St. Dorotheos pays special attention to the human tendency and desire to get even and render evil for evil. He recalls Psalm 7:5 where we pray to God, “If I have paid back evil for evil, let me fall down defenseless before my enemies.” To commit evil for evil is to work against our own self. The saint explains: “The ‘falling’ means no longer to have the power to get up. The ‘defenseless’ means not to have anything good left in us by which we may at length get up again.” We are in danger of losing “our capacity for acting virtuously, or power of right action” by wanting to get even.
There are different ways of rendering evil for evil, not only by words and actions but also by attitudes, movements and looks, all of which must be discerned and avoided. A cold shoulder speaks volumes of resentment in the heart. A disdainful glance can serve as an arrow tipped with malice. Furthermore, although a person may not harbor a complaint or resentment against a brother, but then that same person is amused and is glad when someone else reviles that brother. Another person may not be annoyed by a brother, but then the same person is not gracious enough to be glad when something good happens to that brother or when that brother is praised by others. All these ways are, according to St. Dorotheos, subtle forms of rendering evil for evils and expressions of hidden rancor. They must be carefully discerned, combated and confessed to God. Christ’s charge was to love our enemies and pray for them. St. Paul taught: “Do not be overcome by evil, but overcome evil with good” (Romans 12:21).
However, knowledge alone and defense strategies are not enough in themselves to deal effectively with provocations and wrongs committed. The intervening grace of God is absolutely crucial in limiting conflict and bringing about reconciliation and healing. At the first spark of conflict, prayer is the most positive and effective response as both background and inspiration to all other useful approaches. Prayer is an inner secure place of peace and reflection, where a human being can find the resources to deal most thoroughly with conflicts and personal hurts.
In the Orthodox tradition the “Jesus Payer” (“Lord Jesus Christ, have mercy on me”) is given as a “battle ax” against all trials and temptations. It can be adapted to a short invocation as circumstance require, such as “Lord, have mercy!” or “Lord, give me strength, or give me patience, or give me light to deal with this problem.” When sparks light up, invoking the Jesus Prayer helps the soul to take refuge in its own spiritual home, defusing anger, and holding back words or actions that would prove regrettable.

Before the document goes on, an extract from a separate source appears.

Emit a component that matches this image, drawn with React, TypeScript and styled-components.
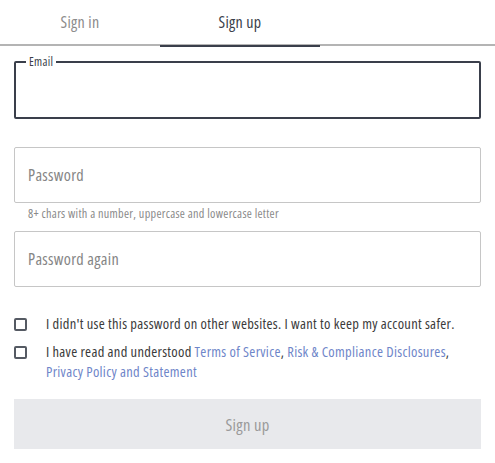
import styled, { createGlobalStyle } from "styled-components";

const GlobalStyle = createGlobalStyle`
  body {
    margin: 0;
    background: #ffffff;
    font-family: "Open Sans", "Noto Sans", sans-serif;
    font-stretch: 85%;
    letter-spacing: 0.3px;
  }
`;

const Page = styled.div`
  width: 495px;
  display: flex;
  flex-direction: column;
`;

const Tabs = styled.div`
  display: flex;
  height: 44px;
  border-bottom: 2px solid #b4b4b4;
`;

const Tab = styled.div<{ $active?: boolean }>`
  width: 160px;
  display: flex;
  align-items: center;
  justify-content: center;
  font-size: 16px;
  color: ${(p) => (p.$active ? "#3a3f4b" : "#8c8c8c")};
  border-bottom: 2px solid ${(p) => (p.$active ? "#3a3f4b" : "transparent")};
  margin-bottom: -3px;
  padding-bottom: 1px;
`;

const Form = styled.form`
  display: flex;
  flex-direction: column;
  padding: 9px 14px 0;
`;

const Outlined = styled.fieldset`
  margin: 0;
  height: 64px;
  box-sizing: border-box;
  padding: 0 12px;
  border: 2px solid #3a3f4b;
  border-radius: 2px;
`;

const Legend = styled.legend`
  padding: 0 3px;
  margin-left: -2px;
  font-size: 12px;
  line-height: 14px;
  color: #3a3f4b;
`;

const Field = styled.input`
  box-sizing: border-box;
  width: 100%;
  height: 56px;
  margin-top: 28px;
  padding: 0 13px;
  border: 1px solid #c6c6c6;
  border-radius: 2px;
  font-family: inherit;
  font-stretch: inherit;
  letter-spacing: inherit;
  font-size: 16.2px;
  color: #3a3f4b;
  outline: none;
  &::placeholder {
    color: #858585;
  }
`;

const SecondField = styled(Field)`
  margin-top: 10px;
`;

const Hint = styled.div`
  padding-left: 14px;
  margin-top: 4px;
  font-size: 12.2px;
  line-height: 14px;
  color: #8a8a8a;
`;

const Checks = styled.div`
  display: flex;
  flex-direction: column;
  gap: 8px;
  margin-top: 27px;
`;

const CheckRow = styled.label`
  display: flex;
  align-items: flex-start;
  gap: 19px;
  font-size: 14.5px;
  line-height: 20px;
  color: #3b3b3b;
`;

const Box = styled.span`
  flex: none;
  width: 13px;
  height: 13px;
  margin-top: 4px;
  box-sizing: border-box;
  border: 2px solid #555a63;
  border-radius: 2px;
`;

const Link = styled.a`
  color: #6f86c9;
  text-decoration: none;
`;

const Submit = styled.button`
  margin-top: 17px;
  height: 50px;
  border: none;
  border-radius: 0;
  background: #e8e9ec;
  color: #9a9a9a;
  font-family: inherit;
  font-stretch: inherit;
  letter-spacing: inherit;
  font-size: 16.5px;
`;

export default function App() {
  return (
    <Page>
      <GlobalStyle />
      <Tabs>
        <Tab>Sign in</Tab>
        <Tab $active>Sign up</Tab>
      </Tabs>
      <Form>
        <Outlined>
          <Legend>Email</Legend>
        </Outlined>
        <Field type="password" placeholder="Password" />
        <Hint>8+ chars with a number, uppercase and lowercase letter</Hint>
        <SecondField type="password" placeholder="Password again" />
        <Checks>
          <CheckRow>
            <Box />
            <span>I didn't use this password on other websites. I want to keep my account safer.</span>
          </CheckRow>
          <CheckRow>
            <Box />
            <span>
              I have read and understood <Link>Terms of Service</Link>,{" "}
              <Link>Risk &amp; Compliance Disclosures</Link>,{" "}
              <Link>Privacy Policy and Statement</Link>
            </span>
          </CheckRow>
        </Checks>
        <Submit type="button" disabled>
          Sign up
        </Submit>
      </Form>
    </Page>
  );
}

St. Dorotheos suggests a silent and humble prayer of the heart which lifts up the dignity of the offender himself. “O God, help my brother and me, through his prayers!” With these words a person intercedes for his brother or sister, a sure sign of sympathy and love, and he is humbling himself by asking help from God through the offender’s prayers. St. Dorotheos asks: “Where there is sympathy and love and humility, how can wrath and other passions develop?” He quotes a saying from Evagrius the Ascetic: “The man who prays for his enemies is a man without rancor.” Praying for the wellness and salvation of our adversaries provides the surest path to being healed from resentments and to preparing the ground for healing and peace. St. Dorotheos ends his treatise with this prayerful counsel: “May God give us to remember and keep what we have heard [learned], lest it bring us a heavy sentence on the day of judgment.” Pray for us, O saint of God!